While brownfield identification models like HR Greens Prioritization Model work for urban areas, there isn’t the same level of model sophistication for rural areas. Hudson says that part of the process of developing the brownfield inventory in Vermillion County is to develop their own rule examples. It’s not that it can’t be done, it’s just not where they can spend their resources right now.
The Future of GIS at Thrive
Once the current assessments are complete the team hopes to do more outreach with students to educate them about brownfields and the community. Associate Director Krueger has already reached out to the County Sheriff’s Department to engage their staff in locating sites and educating the public.
Hudson hopes to add to the technical capabilities of the office by including tools like ArcGIS Field Maps and adding to the educational resources by building an ArcGIS StoryMap.
Now that they have the inventory with all the work that has been put into outreach, Thrive is looking towards the next step: the cleanup. Thrive is hoping to obtain a cleanup grant for the County in the near future so that the County can use the data collected to assess the most problematic sites and get started on cleanup and redevelopment.

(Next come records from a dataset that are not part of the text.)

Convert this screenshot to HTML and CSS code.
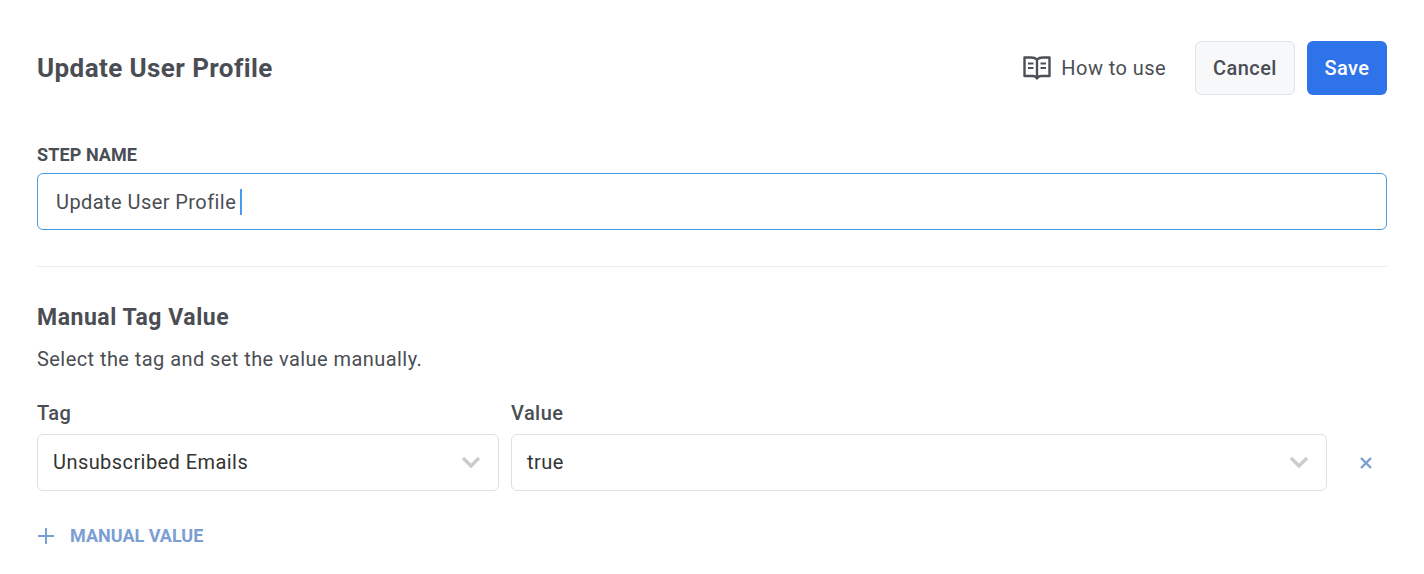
FILE: index.html
```html
<!DOCTYPE html>
<html lang="en">
<head>
    <meta charset="UTF-8">
    <title>Update User Profile</title>
    <link rel="stylesheet" href="styles.css">
</head>
<body>
    <div class="page">
        <div class="header">
            <h1>Update User Profile</h1>
            <div class="actions">
                <a href="#" class="how-to">
                    <svg class="book-icon" width="28" height="26" viewBox="0 0 28 26" fill="none" stroke="#4b5056" stroke-width="2.400">
                        <path d="M14 4.500C12.500 3 10.500 2.500 8 2.500H1.500v18.500H10c2 0 3 .6 4 2.500 1-1.900 2-2.500 4-2.500h8.500V2.500H20c-2.500 0-4.500.5-6 2z" stroke-linejoin="round"/>
                        <path d="M14 4.500V23"/>
                        <path d="M5 8.500h5.500M5 13h5.500M17.500 8.500H23M17.500 13H23" stroke-width="2"/>
                    </svg>
                    How to use
                </a>
                <button class="btn btn-cancel">Cancel</button>
                <button class="btn btn-save">Save</button>
            </div>
        </div>

        <label class="step-label">STEP NAME</label>
        <div class="step-input">Update User Profile<span class="caret"></span></div>

        <hr class="divider">

        <h2>Manual Tag Value</h2>
        <p class="hint">Select the tag and set the value manually.</p>

        <div class="tag-row">
            <div class="field field-tag">
                <label>Tag</label>
                <div class="select">
                    <span>Unsubscribed Emails</span>
                    <svg width="20" height="12" viewBox="0 0 20 12" fill="none" stroke="#cccccc" stroke-width="3.400"><path d="M2 2l8 8 8-8"/></svg>
                </div>
            </div>
            <div class="field field-value">
                <label>Value</label>
                <div class="select">
                    <span>true</span>
                    <svg width="20" height="12" viewBox="0 0 20 12" fill="none" stroke="#cccccc" stroke-width="3.400"><path d="M2 2l8 8 8-8"/></svg>
                </div>
            </div>
            <div class="remove">
                <svg width="12" height="12" viewBox="0 0 12 12" fill="none" stroke="#7b9ed3" stroke-width="2.400"><path d="M1 1l10 10M11 1L1 11"/></svg>
            </div>
        </div>

        <a href="#" class="add-value">
            <svg width="18" height="18" viewBox="0 0 18 18" fill="none" stroke="#7b9ed3" stroke-width="2"><path d="M9 1v16M1 9h16"/></svg>
            MANUAL VALUE
        </a>
    </div>
</body>
</html>
```

FILE: styles.css
```css
* {
    margin: 0;
    padding: 0;
    box-sizing: border-box;
}
body {
    font-family: Roboto, "Liberation Sans", sans-serif;
    background: #fff;
    color: #4a4e54;
    letter-spacing: 0.027em;
}
.page {
    padding: 41px 37px 0;
}
.header {
    display: flex;
    justify-content: space-between;
    align-items: center;
    height: 54px;
}
h1 {
    font-size: 26px;
    font-weight: 700;
    letter-spacing: 0.016em;
}
.actions {
    display: flex;
    align-items: center;
}
.how-to {
    display: flex;
    align-items: center;
    gap: 10px;
    margin-right: 29px;
    color: #4a4e54;
    text-decoration: none;
    font-size: 20px;
}
.btn {
    height: 54px;
    border-radius: 6px;
    font-family: inherit;
    font-size: 20px;
    font-weight: 500;
    letter-spacing: inherit;
}
.btn-cancel {
    width: 100px;
    background: #f6f8fa;
    border: 1px solid #dfe2e7;
    color: #4a4e54;
    margin-right: 12px;
}
.btn-save {
    width: 80px;
    background: #2e73ea;
    border: none;
    color: #fff;
}
.step-label {
    display: block;
    margin-top: 50px;
    font-size: 18px;
    font-weight: 700;
    line-height: 20px;
    letter-spacing: 0.005em;
}
.step-input {
    display: flex;
    align-items: center;
    height: 57px;
    margin-top: 8px;
    padding-left: 18px;
    border: 1px solid #4a9be8;
    border-radius: 6px;
    font-size: 20px;
}
.caret {
    width: 2px;
    height: 26px;
    margin-left: 4px;
    background: #4a9be8;
}
.divider {
    margin-top: 36px;
    border: none;
    border-top: 1px solid #ebedef;
}
h2 {
    margin-top: 37px;
    font-size: 23px;
    font-weight: 700;
    line-height: 28px;
    letter-spacing: 0.023em;
}
.hint {
    margin-top: 15px;
    font-size: 20px;
    line-height: 24px;
}
.tag-row {
    display: flex;
    margin-top: 30px;
}
.field label {
    display: block;
    font-size: 20px;
    font-weight: 500;
    line-height: 24px;
    margin-bottom: 9px;
}
.field-tag {
    width: 462px;
    margin-right: 12px;
}
.field-value {
    width: 816px;
}
.select {
    display: flex;
    justify-content: space-between;
    align-items: center;
    height: 57px;
    padding: 0 17px 1px 15px;
    border: 1px solid #dfe0e3;
    border-radius: 6px;
    font-size: 20px;
    color: #333;
}
.remove {
    display: flex;
    flex: 1;
    justify-content: flex-end;
    align-items: center;
    align-self: flex-end;
    height: 57px;
    padding-right: 15px;
}
.add-value {
    display: flex;
    align-items: center;
    gap: 15px;
    margin-top: 34px;
    color: #7b9ed3;
    text-decoration: none;
    font-size: 18px;
    font-weight: 700;
    letter-spacing: 0;
}
```
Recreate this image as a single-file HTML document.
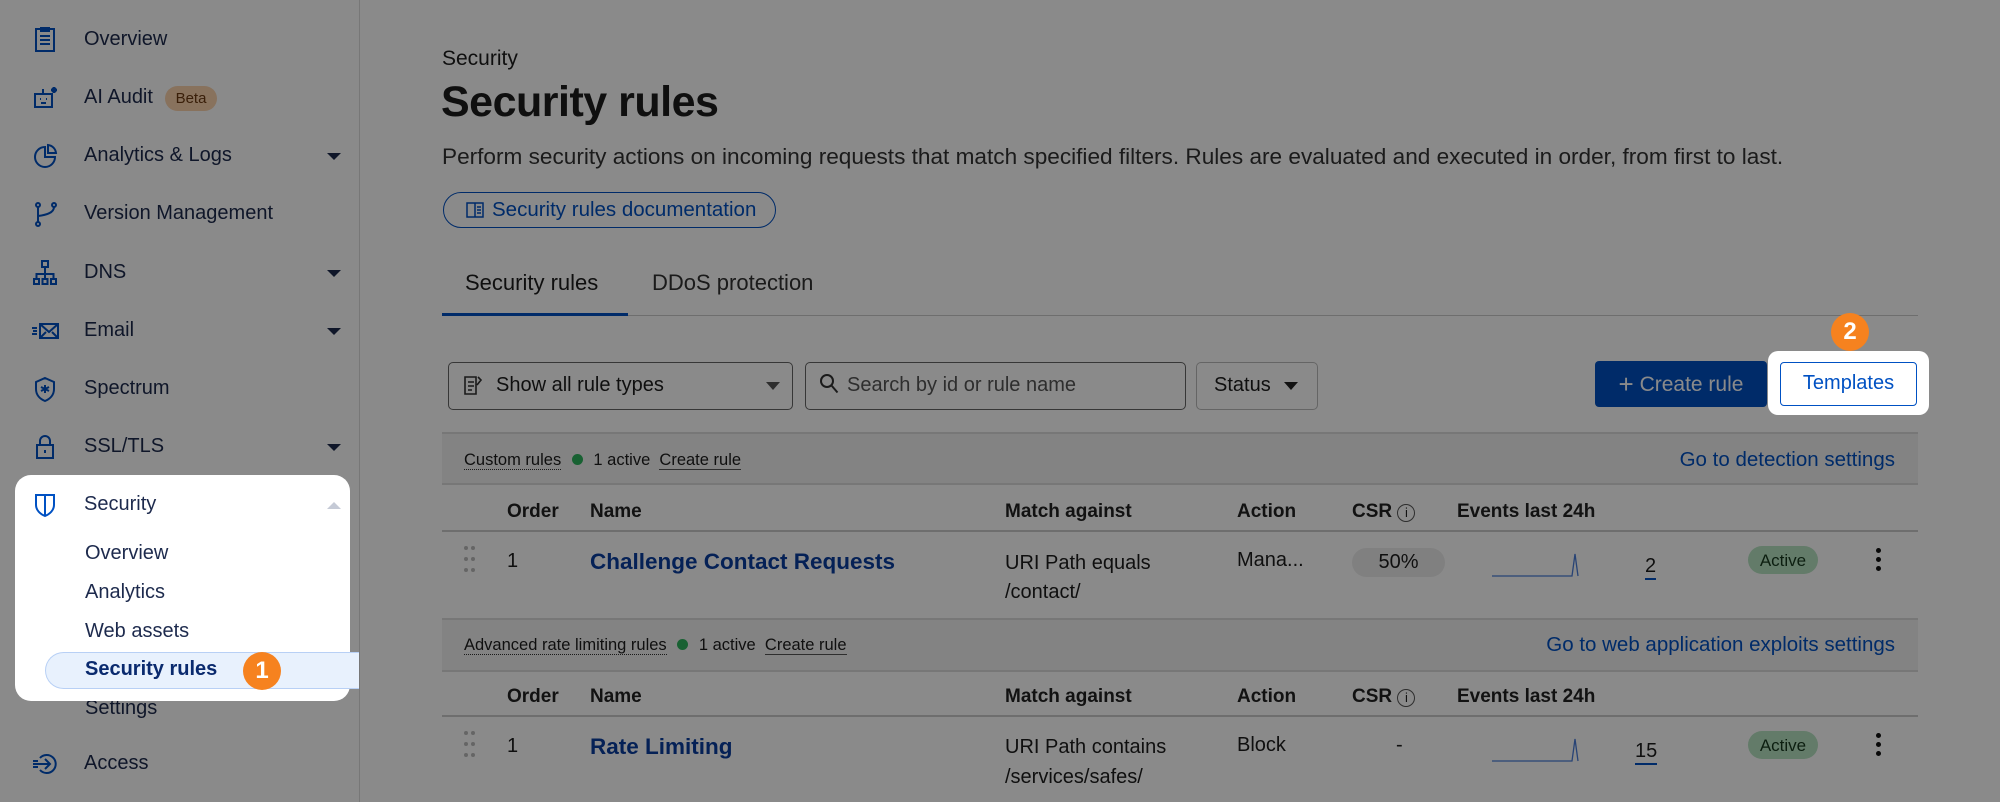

Using GIS to manage the brownfield inventory for Vermillion County, Indiana, Thrive, its partners, and the Vermillion community, are a great example of innovative ways to solicit, collect and manage data on rural brownfields and encourage community participation. Collaborative efforts are key because as Director Schneiders said, “...the whole idea of the Brownies for Brownfields, the approach to the public involvement and addressing all of these needs, has been a group effort… Everyone has a chance to participate and everyone has a chance to bring their strength.”